Begin PROVIDED DATA

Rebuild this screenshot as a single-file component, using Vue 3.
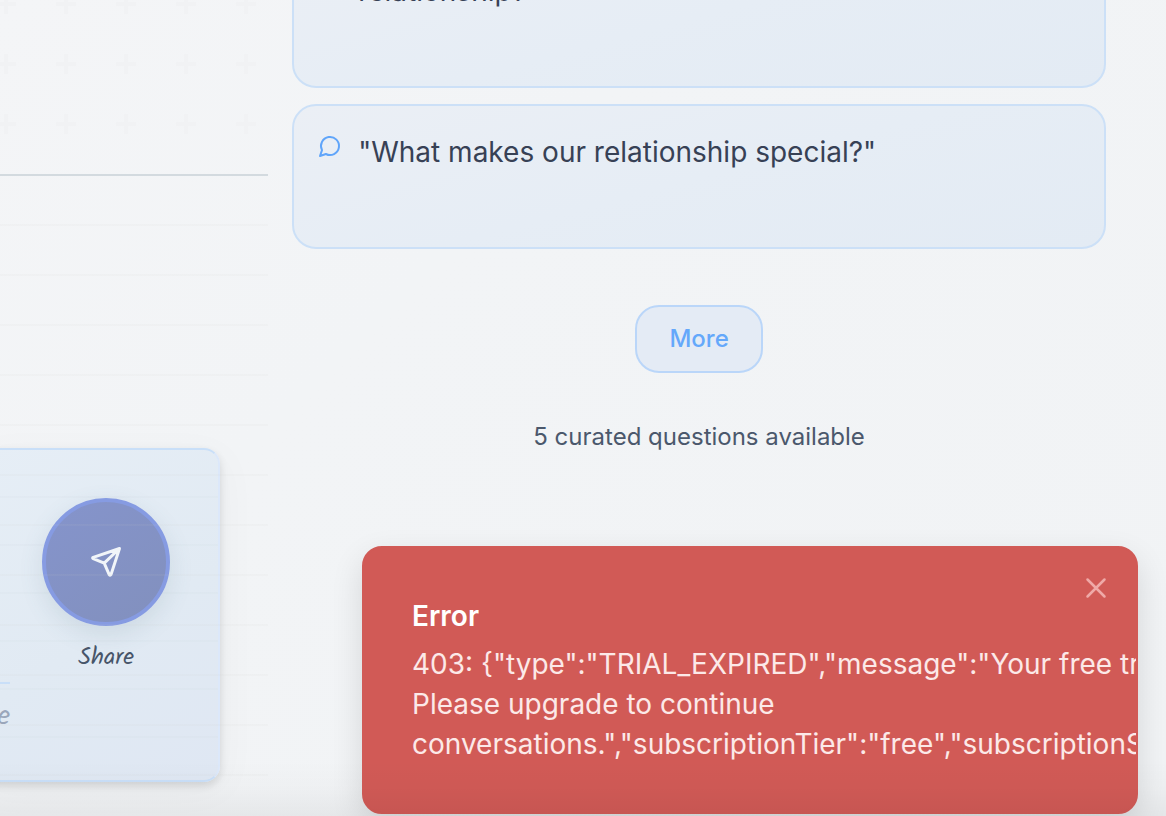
<script setup>
import { ref } from 'vue'

const questions = ['relationship?"', '"What makes our relationship special?"']
const toastOpen = ref(true)
</script>

<template>
  <div class="page">
    <section class="journal">
      <svg class="pattern" aria-hidden="true">
        <defs>
          <pattern id="plus" width="60" height="60" x="-24" y="-26" patternUnits="userSpaceOnUse">
            <path d="M28 20h4v8h8v4h-8v8h-4v-8h-8v-4h8z" fill="#f1f2f4" />
          </pattern>
        </defs>
        <rect width="100%" height="100%" fill="url(#plus)" />
      </svg>
      <div class="sheet">
        <form class="composer" @submit.prevent>
          <div class="hint">e</div>
          <div class="share">
            <button id="share" class="send" type="submit" aria-labelledby="share-label">
              <svg viewBox="0 0 32 32" fill="none" stroke="currentColor" stroke-width="3" stroke-linecap="round" stroke-linejoin="round" aria-hidden="true">
                <path d="M29.500 2.500 3.200 11.400Q2 12 3.200 12.700L14.200 17.200 19.200 28.600Q20.200 30 21 28.600ZM29 3 14.200 17.200" />
              </svg>
            </button>
            <label id="share-label" for="share">Share</label>
          </div>
        </form>
      </div>
    </section>

    <main class="prompts">
      <ul class="list">
        <li v-for="q in questions" :key="q" class="question">
          <svg class="bubble" viewBox="0 0 24 24" fill="none" stroke="currentColor" stroke-width="2" stroke-linecap="round" stroke-linejoin="round" aria-hidden="true">
            <path d="M7.900 20A9 9 0 1 0 4 16.100L2 22Z" />
          </svg>
          <p>{{ q }}</p>
        </li>
      </ul>
      <button class="more" type="button">More</button>
      <p class="count">5 curated questions available</p>
    </main>

    <div v-if="toastOpen" class="toast" role="alert">
      <h2>Error</h2>
      <p>403: {"type":"TRIAL_EXPIRED","message":"Your free trial<br />Please upgrade to continue<br />conversations.","subscriptionTier":"free","subscriptionStatus</p>
      <button class="close" type="button" aria-label="Close" @click="toastOpen = false">
        <svg viewBox="0 0 32 32" fill="none" stroke="currentColor" stroke-width="2.5" stroke-linecap="round" aria-hidden="true">
          <path d="M7.500 7.500 24.500 24.500M24.500 7.500 7.500 24.500" />
        </svg>
      </button>
    </div>
    <div class="shade"></div>
  </div>
</template>

<style>
body {
  margin: 0;
}
</style>

<style scoped>
* {
  box-sizing: border-box;
}
.page {
  position: relative;
  display: grid;
  grid-template-columns: 23% 1fr;
  height: 100vh;
  overflow: hidden;
  background: linear-gradient(135deg, #f4f5f7, #f2f4f6 35%, #f1f3f5);
  color: #374155;
  font-family: Inter, "Liberation Sans", sans-serif;
}
h2,
p,
ul {
  margin: 0;
  padding: 0;
}
button {
  font: inherit;
  cursor: pointer;
}
.journal {
  display: flex;
  flex-direction: column;
  min-width: 0;
}
.pattern {
  width: 100%;
  height: 174px;
}
.sheet {
  position: relative;
  display: flex;
  flex: 1;
  align-items: flex-end;
  padding: 0 48px 34px 0;
  border-top: 2px solid #d3dadf;
}
.sheet::after {
  content: "";
  position: absolute;
  inset: 0;
  background: repeating-linear-gradient(transparent 0 48px, rgba(200, 200, 195, 0.08) 48px 50px);
  pointer-events: none;
}
.composer {
  display: flex;
  flex: 1;
  align-items: flex-end;
  gap: 32px;
  min-height: 334px;
  margin-left: -24px;
  padding: 48px;
  padding-left: 0;
  border: 2px solid #c9dff8;
  border-right-color: #dce8fa;
  border-radius: 16px;
  background:
    repeating-linear-gradient(transparent 0 46px, rgba(190, 200, 205, 0.08) 46px 48px),
    linear-gradient(150deg, #e6eef6, #e1eaf3 55%, #dfe7f3);
  box-shadow: 0 4px 8px rgba(0, 0, 0, 0.12), 4px 8px 40px rgba(0, 0, 0, 0.03);
}
.hint {
  flex: 1;
  padding-top: 18px;
  border-top: 2px solid #c9dff8;
  color: #9aa6ba;
  font-size: 28px;
  font-family: Kalam, "Open Sans", sans-serif;
  line-height: 30px;
  text-align: right;
}
.share {
  display: flex;
  flex-direction: column;
  align-self: flex-start;
  align-items: center;
  gap: 14px;
}
.send {
  display: flex;
  align-items: center;
  justify-content: center;
  width: 128px;
  height: 128px;
  padding: 0;
  border: 4px solid #869be2;
  border-radius: 50%;
  background: linear-gradient(145deg, #8594cc, #8290bd) border-box;
  color: #f1f5f9;
  box-shadow: 0 8px 24px rgba(80, 110, 130, 0.14);
}
.send svg {
  width: 32px;
  height: 32px;
}
.share label {
  color: #475569;
  font-size: 24px;
  font-family: Kalam, Lato, sans-serif;
  line-height: 36px;
}
.prompts {
  display: flex;
  flex-direction: column;
  align-items: center;
  min-width: 0;
  padding: 0 60px 0 24px;
}
.list {
  display: flex;
  flex-direction: column;
  gap: 16px;
  width: 100%;
  margin-top: -57px;
  list-style: none;
}
.question {
  display: flex;
  gap: 16px;
  min-height: 145px;
  padding: 24px;
  border: 2px solid #cce0f7;
  border-radius: 24px;
  background: linear-gradient(165deg, #ebeff5, #e6edf5 50%, #e3ebf4);
}
.question p {
  font-size: 28px;
  line-height: 44px;
}
.bubble {
  flex: none;
  width: 24px;
  height: 24px;
  margin-top: 4px;
  color: #60a5fa;
}
.more {
  margin-top: 56px;
  padding: 16px 32px;
  border: 2px solid #bad6f9;
  border-radius: 24px;
  background: #e4ebf5;
  color: #64a8fb;
  font-size: 24px;
  font-weight: 500;
  line-height: 32px;
}
.count {
  margin-top: 48px;
  color: #4b586c;
  font-size: 24px;
  line-height: 32px;
}
.toast {
  position: absolute;
  right: 28px;
  bottom: 2px;
  width: 776px;
  max-width: calc(100% - 56px);
  padding: 48px;
  overflow: hidden;
  border: 2px solid #d15a56;
  border-radius: 20px;
  background: #d15a56;
  box-shadow: 0 12px 32px rgba(0, 0, 0, 0.12);
  color: #fff;
  font-size: 28px;
  line-height: 40px;
}
.toast h2 {
  margin-bottom: 8px;
  font-size: 28px;
  font-weight: 600;
}
.toast p {
  color: #fce9e8;
  white-space: nowrap;
}
.close {
  position: absolute;
  top: 24px;
  right: 24px;
  width: 32px;
  height: 32px;
  padding: 0;
  border: 0;
  background: none;
  color: #efa9a7;
}
.close svg {
  display: block;
}
.shade {
  position: absolute;
  inset: auto 0 0;
  height: 56px;
  background: linear-gradient(transparent, rgba(0, 0, 0, 0.015) 50%, rgba(0, 0, 0, 0.05));
  pointer-events: none;
}
</style>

End PROVIDED DATA

Retype each line of the listing above word for word. Exclude the pictures.

Rebuild this screenshot as a single-file component, using Vue 3.
<script setup>
import { ref } from 'vue'

const questions = ['relationship?"', '"What makes our relationship special?"']
const toastOpen = ref(true)
</script>

<template>
  <div class="page">
    <section class="journal">
      <svg class="pattern" aria-hidden="true">
        <defs>
          <pattern id="plus" width="60" height="60" x="-24" y="-26" patternUnits="userSpaceOnUse">
            <path d="M28 20h4v8h8v4h-8v8h-4v-8h-8v-4h8z" fill="#f1f2f4" />
          </pattern>
        </defs>
        <rect width="100%" height="100%" fill="url(#plus)" />
      </svg>
      <div class="sheet">
        <form class="composer" @submit.prevent>
          <div class="hint">e</div>
          <div class="share">
            <button id="share" class="send" type="submit" aria-labelledby="share-label">
              <svg viewBox="0 0 32 32" fill="none" stroke="currentColor" stroke-width="3" stroke-linecap="round" stroke-linejoin="round" aria-hidden="true">
                <path d="M29.500 2.500 3.200 11.400Q2 12 3.200 12.700L14.200 17.200 19.200 28.600Q20.200 30 21 28.600ZM29 3 14.200 17.200" />
              </svg>
            </button>
            <label id="share-label" for="share">Share</label>
          </div>
        </form>
      </div>
    </section>

    <main class="prompts">
      <ul class="list">
        <li v-for="q in questions" :key="q" class="question">
          <svg class="bubble" viewBox="0 0 24 24" fill="none" stroke="currentColor" stroke-width="2" stroke-linecap="round" stroke-linejoin="round" aria-hidden="true">
            <path d="M7.900 20A9 9 0 1 0 4 16.100L2 22Z" />
          </svg>
          <p>{{ q }}</p>
        </li>
      </ul>
      <button class="more" type="button">More</button>
      <p class="count">5 curated questions available</p>
    </main>

    <div v-if="toastOpen" class="toast" role="alert">
      <h2>Error</h2>
      <p>403: {"type":"TRIAL_EXPIRED","message":"Your free trial<br />Please upgrade to continue<br />conversations.","subscriptionTier":"free","subscriptionStatus</p>
      <button class="close" type="button" aria-label="Close" @click="toastOpen = false">
        <svg viewBox="0 0 32 32" fill="none" stroke="currentColor" stroke-width="2.5" stroke-linecap="round" aria-hidden="true">
          <path d="M7.500 7.500 24.500 24.500M24.500 7.500 7.500 24.500" />
        </svg>
      </button>
    </div>
    <div class="shade"></div>
  </div>
</template>

<style>
body {
  margin: 0;
}
</style>

<style scoped>
* {
  box-sizing: border-box;
}
.page {
  position: relative;
  display: grid;
  grid-template-columns: 23% 1fr;
  height: 100vh;
  overflow: hidden;
  background: linear-gradient(135deg, #f4f5f7, #f2f4f6 35%, #f1f3f5);
  color: #374155;
  font-family: Inter, "Liberation Sans", sans-serif;
}
h2,
p,
ul {
  margin: 0;
  padding: 0;
}
button {
  font: inherit;
  cursor: pointer;
}
.journal {
  display: flex;
  flex-direction: column;
  min-width: 0;
}
.pattern {
  width: 100%;
  height: 174px;
}
.sheet {
  position: relative;
  display: flex;
  flex: 1;
  align-items: flex-end;
  padding: 0 48px 34px 0;
  border-top: 2px solid #d3dadf;
}
.sheet::after {
  content: "";
  position: absolute;
  inset: 0;
  background: repeating-linear-gradient(transparent 0 48px, rgba(200, 200, 195, 0.08) 48px 50px);
  pointer-events: none;
}
.composer {
  display: flex;
  flex: 1;
  align-items: flex-end;
  gap: 32px;
  min-height: 334px;
  margin-left: -24px;
  padding: 48px;
  padding-left: 0;
  border: 2px solid #c9dff8;
  border-right-color: #dce8fa;
  border-radius: 16px;
  background:
    repeating-linear-gradient(transparent 0 46px, rgba(190, 200, 205, 0.08) 46px 48px),
    linear-gradient(150deg, #e6eef6, #e1eaf3 55%, #dfe7f3);
  box-shadow: 0 4px 8px rgba(0, 0, 0, 0.12), 4px 8px 40px rgba(0, 0, 0, 0.03);
}
.hint {
  flex: 1;
  padding-top: 18px;
  border-top: 2px solid #c9dff8;
  color: #9aa6ba;
  font-size: 28px;
  font-family: Kalam, "Open Sans", sans-serif;
  line-height: 30px;
  text-align: right;
}
.share {
  display: flex;
  flex-direction: column;
  align-self: flex-start;
  align-items: center;
  gap: 14px;
}
.send {
  display: flex;
  align-items: center;
  justify-content: center;
  width: 128px;
  height: 128px;
  padding: 0;
  border: 4px solid #869be2;
  border-radius: 50%;
  background: linear-gradient(145deg, #8594cc, #8290bd) border-box;
  color: #f1f5f9;
  box-shadow: 0 8px 24px rgba(80, 110, 130, 0.14);
}
.send svg {
  width: 32px;
  height: 32px;
}
.share label {
  color: #475569;
  font-size: 24px;
  font-family: Kalam, Lato, sans-serif;
  line-height: 36px;
}
.prompts {
  display: flex;
  flex-direction: column;
  align-items: center;
  min-width: 0;
  padding: 0 60px 0 24px;
}
.list {
  display: flex;
  flex-direction: column;
  gap: 16px;
  width: 100%;
  margin-top: -57px;
  list-style: none;
}
.question {
  display: flex;
  gap: 16px;
  min-height: 145px;
  padding: 24px;
  border: 2px solid #cce0f7;
  border-radius: 24px;
  background: linear-gradient(165deg, #ebeff5, #e6edf5 50%, #e3ebf4);
}
.question p {
  font-size: 28px;
  line-height: 44px;
}
.bubble {
  flex: none;
  width: 24px;
  height: 24px;
  margin-top: 4px;
  color: #60a5fa;
}
.more {
  margin-top: 56px;
  padding: 16px 32px;
  border: 2px solid #bad6f9;
  border-radius: 24px;
  background: #e4ebf5;
  color: #64a8fb;
  font-size: 24px;
  font-weight: 500;
  line-height: 32px;
}
.count {
  margin-top: 48px;
  color: #4b586c;
  font-size: 24px;
  line-height: 32px;
}
.toast {
  position: absolute;
  right: 28px;
  bottom: 2px;
  width: 776px;
  max-width: calc(100% - 56px);
  padding: 48px;
  overflow: hidden;
  border: 2px solid #d15a56;
  border-radius: 20px;
  background: #d15a56;
  box-shadow: 0 12px 32px rgba(0, 0, 0, 0.12);
  color: #fff;
  font-size: 28px;
  line-height: 40px;
}
.toast h2 {
  margin-bottom: 8px;
  font-size: 28px;
  font-weight: 600;
}
.toast p {
  color: #fce9e8;
  white-space: nowrap;
}
.close {
  position: absolute;
  top: 24px;
  right: 24px;
  width: 32px;
  height: 32px;
  padding: 0;
  border: 0;
  background: none;
  color: #efa9a7;
}
.close svg {
  display: block;
}
.shade {
  position: absolute;
  inset: auto 0 0;
  height: 56px;
  background: linear-gradient(transparent, rgba(0, 0, 0, 0.015) 50%, rgba(0, 0, 0, 0.05));
  pointer-events: none;
}
</style>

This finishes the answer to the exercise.